Saturday, August 6, 2016
My biggest reason for disliking (I started to write "hating" but I don't want to be a hater) the Blue Angels is because of my friend Claude. He died of AIDS in 1992 in Bailey-Boushay here in Seattle. I spent a lot of time with Claude at the end of his life. Three days before he died he was going in and out of consciousness like dying people often do.
I was sitting with him when the Blue Angels flew over Bailey-Boushay. He opened his eyes in terror and cried, "What is that?!" Now Claude was a deeply spiritual person and we had very open and direct conversations about dying, death and the possibility of an afterlife.
So when I answered, "The Blue Angels," he sat up gasping in horror.
"Angels? Are you sure? Are they coming for me?" The noise was deafening, frightening.
I tried to explain but I had to shout over the noise which just upset Claude even more. He grasped my arm with that unexplainable strength of a dying person and shouted, "Why are you screaming?" This would have been funny if he were not so terrified, and drug addled and, well--dying.

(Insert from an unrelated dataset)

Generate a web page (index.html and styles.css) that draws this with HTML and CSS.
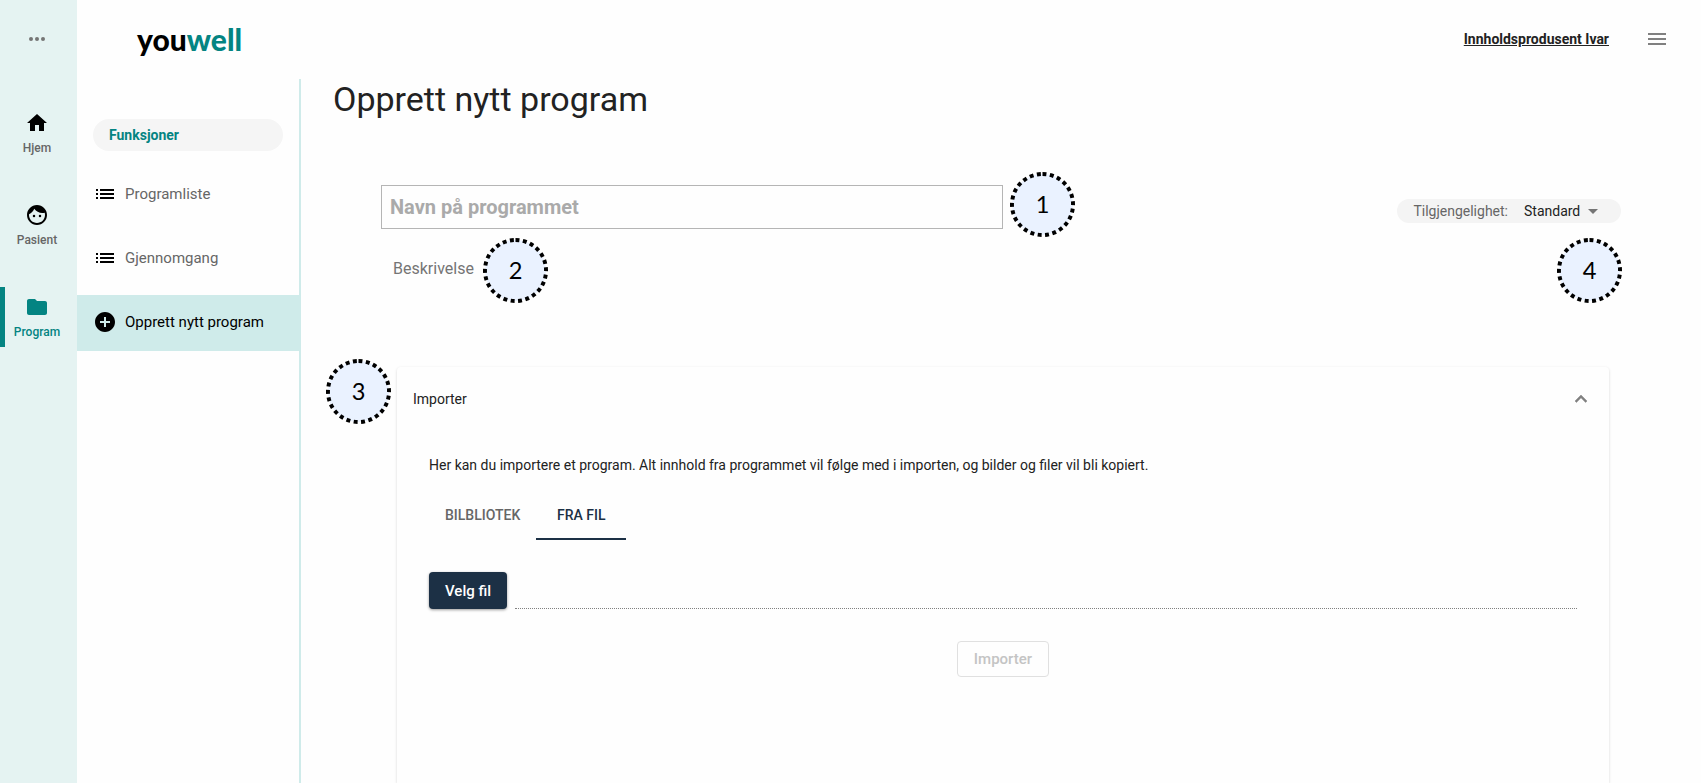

All I could do was lean over and hold his bony body and pat his shoulder blades that stuck out like pancake turners. "It's okay, it's okay. You are safe."
I was glad he couldn't see me crying. I, too felt scared as if we were under attack--and of course we were--but not by the Blue Angels.
Now every time I hear or see the Blue Angels I have that same angry/sad/ terrified reaction and have to tell myself, "It's okay, it's okay. You are safe."